• RAW DATA:
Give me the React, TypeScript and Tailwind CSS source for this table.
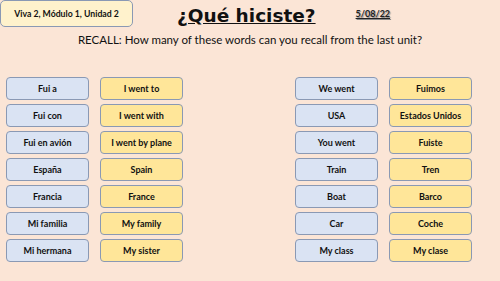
import React from "react";

const left: [string, string][] = [
  ["Fui a", "I went to"],
  ["Fui con", "I went with"],
  ["Fui en avión", "I went by plane"],
  ["España", "Spain"],
  ["Francia", "France"],
  ["Mi familia", "My family"],
  ["Mi hermana", "My sister"],
];
const right: [string, string][] = [
  ["We went", "Fuimos"],
  ["USA", "Estados Unidos"],
  ["You went", "Fuiste"],
  ["Train", "Tren"],
  ["Boat", "Barco"],
  ["Car", "Coche"],
  ["My class", "My clase"],
];

function Box({ text, yellow }: { text: string; yellow?: boolean }) {
  return (
    <div
      className={
        "w-[83px] h-[23px] rounded-[4px] border border-[#8a99b4] flex items-center justify-center text-[9px] font-bold text-[#111] " +
        (yellow ? "bg-[#ffe699]" : "bg-[#dae3f3]")
      }
    >
      {text}
    </div>
  );
}

function Group({ rows }: { rows: [string, string][] }) {
  return (
    <div className="flex flex-col gap-[4px]">
      {rows.map(([a, b]) => (
        <div key={a} className="flex gap-[11px]">
          <Box text={a} />
          <Box text={b} yellow />
        </div>
      ))}
    </div>
  );
}

export default function App() {
  return (
    <div
      className="w-[500px] h-[281px] bg-[#fbe5d6] relative overflow-hidden"
      style={{ fontFamily: "Lato, 'Open Sans', sans-serif" }}
    >
      <div className="flex items-start h-[29px]">
        <div className="w-[133px] h-[27px] bg-[#fff2cc] border border-[#8a99b4] rounded-[5px] flex items-center justify-center text-[8.7px] font-bold text-[#111]">
          Viva 2, Módulo 1, Unidad 2
        </div>
        <div
          className="ml-[44px] mt-[4px] text-[18.5px] leading-[24px] font-bold underline text-[#111]"
          style={{ fontFamily: "'DejaVu Sans', sans-serif" }}
        >
          ¿Qué hiciste?
        </div>
        <div className="ml-[40px] mt-[8px] text-[9px] leading-[12px] font-bold underline text-[#222] [text-shadow:1px_1px_1px_#888]">
          5/08/22
        </div>
      </div>
      <div className="text-center text-[11.5px] leading-[16px] text-[#111] mt-[3px]">
        RECALL: How many of these words can you recall from the last unit?
      </div>
      <div className="flex mt-[29px] pl-[6px]">
        <Group rows={left} />
        <div className="ml-[112px]">
          <Group rows={right} />
        </div>
      </div>
    </div>
  );
}
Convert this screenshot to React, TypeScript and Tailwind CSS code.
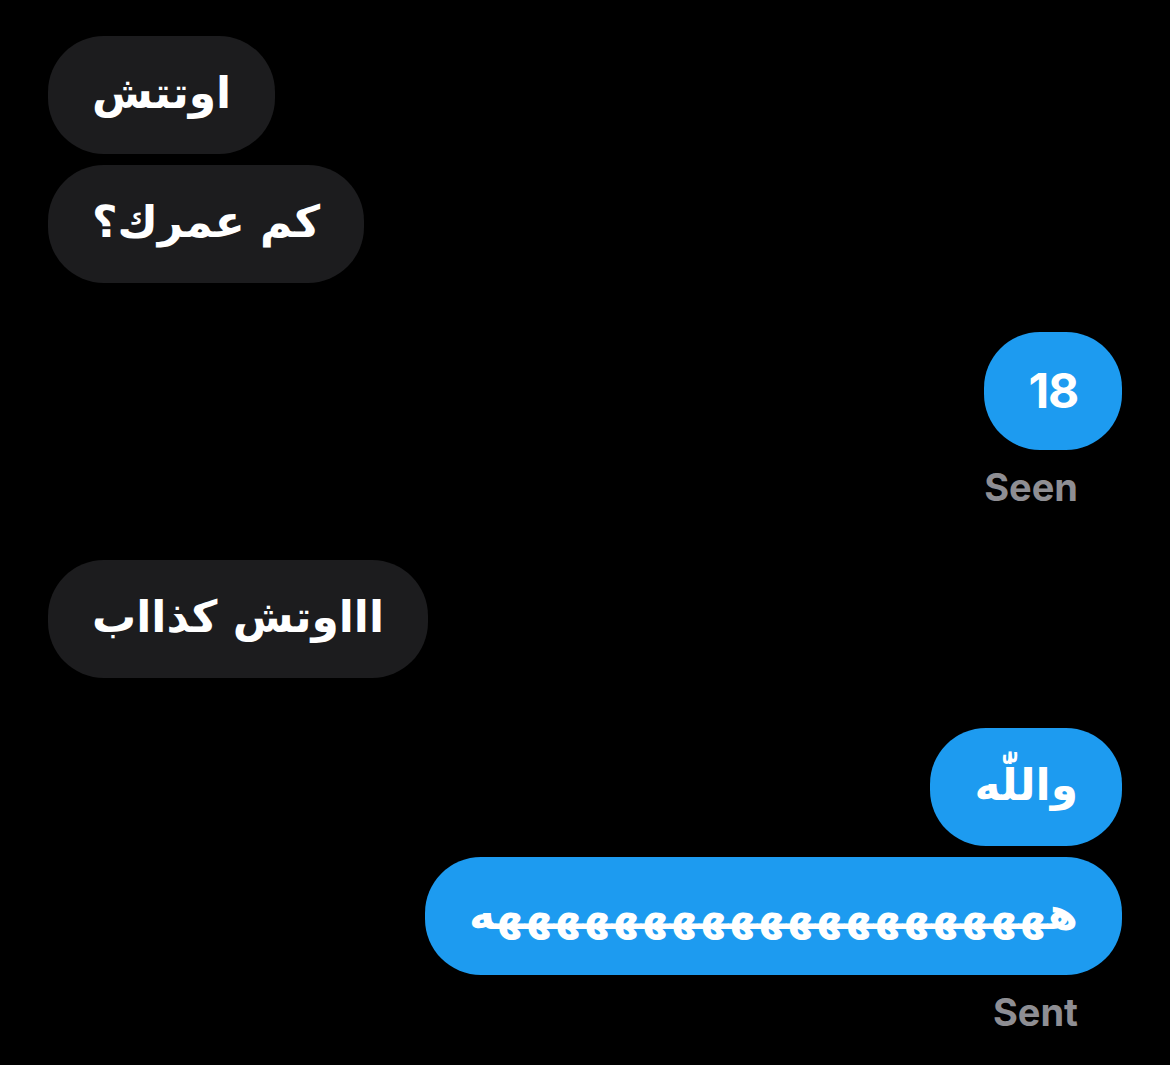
import React from 'react';

type Msg = { text: string; mine: boolean; status?: string; gap?: string };

const messages: Msg[] = [
  { text: 'اوتتش', mine: false },
  { text: 'كم عمرك؟', mine: false, gap: 'mt-[11px]' },
  { text: '18', mine: true, status: 'Seen', gap: 'mt-[49px]' },
  { text: 'اااوتش كذااب', mine: false, gap: 'mt-[54px]' },
  { text: 'واللّٰه', mine: true, gap: 'mt-[50px]' },
  { text: 'ههههههههههههههههههههه', mine: true, status: 'Sent', gap: 'mt-[11px]' },
];

const isArabic = (s: string) => /[\u0600-\u06FF]/.test(s);

const App: React.FC = () => {
  return (
    <div className="w-[1170px] h-[1065px] bg-black overflow-hidden px-[48px] pt-[36px] flex flex-col">
      {messages.map((m, i) => (
        <div key={i} className={`flex flex-col ${m.mine ? 'items-end' : 'items-start'} ${m.gap || ''}`}>
          <div
            dir={isArabic(m.text) ? 'rtl' : 'ltr'}
            className={`h-[118px] rounded-[56px] flex items-center px-[44px] text-white font-bold ${
              m.mine ? 'bg-[#1d9bf0]' : 'bg-[#1c1c1e]'
            }`}
          >
            {isArabic(m.text) ? (
              <span className="text-[44px] leading-none [font-family:'DejaVu_Sans',sans-serif] pb-[4px]">
                {m.text}
              </span>
            ) : (
              <span className="text-[48px] leading-none tracking-tight [font-family:Inter,sans-serif]">
                {m.text}
              </span>
            )}
          </div>
          {m.status && (
            <div className="mr-[44px] mt-[18px] text-[38px] leading-none font-bold text-[#8e8e93] [font-family:Inter,sans-serif]">
              {m.status}
            </div>
          )}
        </div>
      ))}
    </div>
  );
};

export default App;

• TASK DIRECTIONS:
Write out every record above exactly as it stands, but leave out the pictures.

• OUTPUT OF THE TASK:
Give me the React, TypeScript and Tailwind CSS source for this table.
import React from "react";

const left: [string, string][] = [
  ["Fui a", "I went to"],
  ["Fui con", "I went with"],
  ["Fui en avión", "I went by plane"],
  ["España", "Spain"],
  ["Francia", "France"],
  ["Mi familia", "My family"],
  ["Mi hermana", "My sister"],
];
const right: [string, string][] = [
  ["We went", "Fuimos"],
  ["USA", "Estados Unidos"],
  ["You went", "Fuiste"],
  ["Train", "Tren"],
  ["Boat", "Barco"],
  ["Car", "Coche"],
  ["My class", "My clase"],
];

function Box({ text, yellow }: { text: string; yellow?: boolean }) {
  return (
    <div
      className={
        "w-[83px] h-[23px] rounded-[4px] border border-[#8a99b4] flex items-center justify-center text-[9px] font-bold text-[#111] " +
        (yellow ? "bg-[#ffe699]" : "bg-[#dae3f3]")
      }
    >
      {text}
    </div>
  );
}

function Group({ rows }: { rows: [string, string][] }) {
  return (
    <div className="flex flex-col gap-[4px]">
      {rows.map(([a, b]) => (
        <div key={a} className="flex gap-[11px]">
          <Box text={a} />
          <Box text={b} yellow />
        </div>
      ))}
    </div>
  );
}

export default function App() {
  return (
    <div
      className="w-[500px] h-[281px] bg-[#fbe5d6] relative overflow-hidden"
      style={{ fontFamily: "Lato, 'Open Sans', sans-serif" }}
    >
      <div className="flex items-start h-[29px]">
        <div className="w-[133px] h-[27px] bg-[#fff2cc] border border-[#8a99b4] rounded-[5px] flex items-center justify-center text-[8.7px] font-bold text-[#111]">
          Viva 2, Módulo 1, Unidad 2
        </div>
        <div
          className="ml-[44px] mt-[4px] text-[18.5px] leading-[24px] font-bold underline text-[#111]"
          style={{ fontFamily: "'DejaVu Sans', sans-serif" }}
        >
          ¿Qué hiciste?
        </div>
        <div className="ml-[40px] mt-[8px] text-[9px] leading-[12px] font-bold underline text-[#222] [text-shadow:1px_1px_1px_#888]">
          5/08/22
        </div>
      </div>
      <div className="text-center text-[11.5px] leading-[16px] text-[#111] mt-[3px]">
        RECALL: How many of these words can you recall from the last unit?
      </div>
      <div className="flex mt-[29px] pl-[6px]">
        <Group rows={left} />
        <div className="ml-[112px]">
          <Group rows={right} />
        </div>
      </div>
    </div>
  );
}
Convert this screenshot to React, TypeScript and Tailwind CSS code.
import React from 'react';

type Msg = { text: string; mine: boolean; status?: string; gap?: string };

const messages: Msg[] = [
  { text: 'اوتتش', mine: false },
  { text: 'كم عمرك؟', mine: false, gap: 'mt-[11px]' },
  { text: '18', mine: true, status: 'Seen', gap: 'mt-[49px]' },
  { text: 'اااوتش كذااب', mine: false, gap: 'mt-[54px]' },
  { text: 'واللّٰه', mine: true, gap: 'mt-[50px]' },
  { text: 'ههههههههههههههههههههه', mine: true, status: 'Sent', gap: 'mt-[11px]' },
];

const isArabic = (s: string) => /[\u0600-\u06FF]/.test(s);

const App: React.FC = () => {
  return (
    <div className="w-[1170px] h-[1065px] bg-black overflow-hidden px-[48px] pt-[36px] flex flex-col">
      {messages.map((m, i) => (
        <div key={i} className={`flex flex-col ${m.mine ? 'items-end' : 'items-start'} ${m.gap || ''}`}>
          <div
            dir={isArabic(m.text) ? 'rtl' : 'ltr'}
            className={`h-[118px] rounded-[56px] flex items-center px-[44px] text-white font-bold ${
              m.mine ? 'bg-[#1d9bf0]' : 'bg-[#1c1c1e]'
            }`}
          >
            {isArabic(m.text) ? (
              <span className="text-[44px] leading-none [font-family:'DejaVu_Sans',sans-serif] pb-[4px]">
                {m.text}
              </span>
            ) : (
              <span className="text-[48px] leading-none tracking-tight [font-family:Inter,sans-serif]">
                {m.text}
              </span>
            )}
          </div>
          {m.status && (
            <div className="mr-[44px] mt-[18px] text-[38px] leading-none font-bold text-[#8e8e93] [font-family:Inter,sans-serif]">
              {m.status}
            </div>
          )}
        </div>
      ))}
    </div>
  );
};

export default App;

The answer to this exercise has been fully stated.